I would actually say that perceiving my family as friends instead of family is actually the healthiest way to go about it. I have 6 aunts and they are bitter battle-axes, I call them the "<family name> b!tches" to their face and they laugh because they know they are b!tches, especially when I pop them doing it.

Aunt1: That guy, I swear, he's never blah blah blah
Aunt2: Right. If he ever blah blah blah, I'd kick his A$$
V: There you <family name> b!tches go... excuse me. *leave*
Aunt1/Aunt2: *laughing*

I wouldn't talk like that to family, I WOULD talk like that to friends. Where I used to censor myself out of "respect for family", I give it to my family with both barrels when they are on my nerve or I don't agree with them.

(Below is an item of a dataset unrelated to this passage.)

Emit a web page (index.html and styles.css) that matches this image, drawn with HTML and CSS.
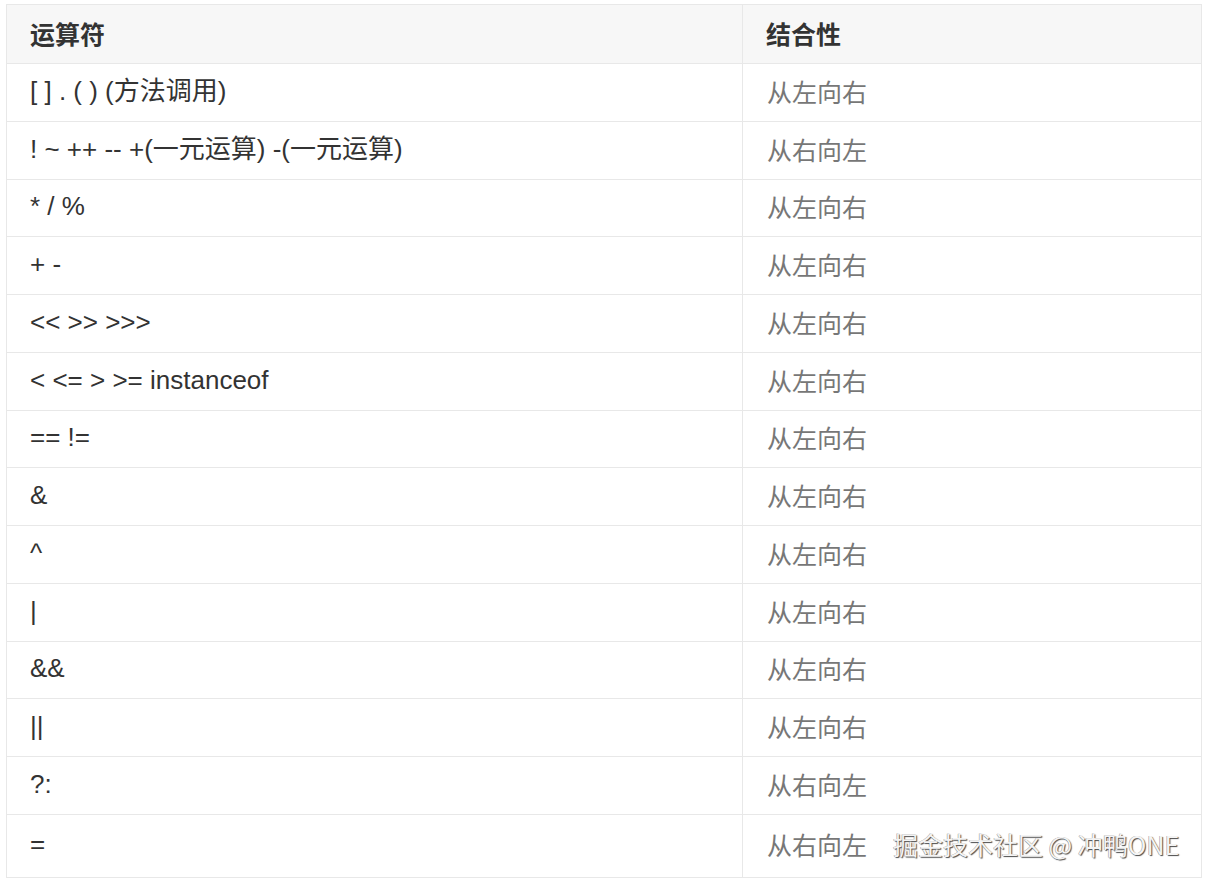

I don't know if distancing yourself from your family is a good idea in your situation, but maybe changing how you perceive them is.
 

Bad_Lil'Pixie

Senior Don Juan
Joined
Oct 27, 2005
Messages
253
Reaction score
5
another 2 cents:

I think Vulpine makes some good points.

When you allow someone to annoy or bother you, you are judging them in a way as to who they are and why they do what they do. You are also allowing them to make an impression on you and in a way absorb some of your personal power and control.

Instead of saying, “mom is constantly getting on my case”, just say mom is being mom. Don’t offer “mom” validity in your life by judging her actions. You are allowing her to “get on your case” because you are letting her into your personal life or boundaries.

Truthfully, is there anything you can say to your sister or brother to change their situations? Can you change your father after all these years? Can you make your mom less of a busy-body? Not really. BUT YOU CAN control the influence they have over you by adjusting the credibility and validity they have over your life.

You can be there for them, listen to their plights, offer to them your ideas and your comments and then you just have to step away, not allowing them to pull from your power or intrude in your walk.

Mom, Dad, Sis and Bro will always be Mom, Dad, Sis and Bro. You can withdraw their validity and power over your life and still love and care for them very much.

Hover above their AFCness, maintain your strength and confidence and love then for the family they are, but never, ever, render power to them or allow them to pull from you!

Maybe, it is doubtful, but just maybe they will see your actions and begin to follow your example. There is always hope.

-Good luck!
 

RedPill

Master Don Juan
Joined
May 13, 2005
Messages
794
Reaction score
50
Location
Midwest America
Desdinova said:
The only thing I could see doing is saying something, and hope that it will click with them one day.

...except for my parents. I don't bother with trying to help them. They're too goddam stubborn, closed-minded, and believe that children should obey their parents and not the other way around.
Yeah this sums it up pretty well. The point of this thread was not what to say/do for the specific examples I gave, but more how to handle being around them without getting into arguments contstantly because of their AFC behavior.

It sounds like the consensus plan of action is to be diplomatic, stay away from their dramas, and ingore their attempts to draw me into their reality. Thanks everyone who replied.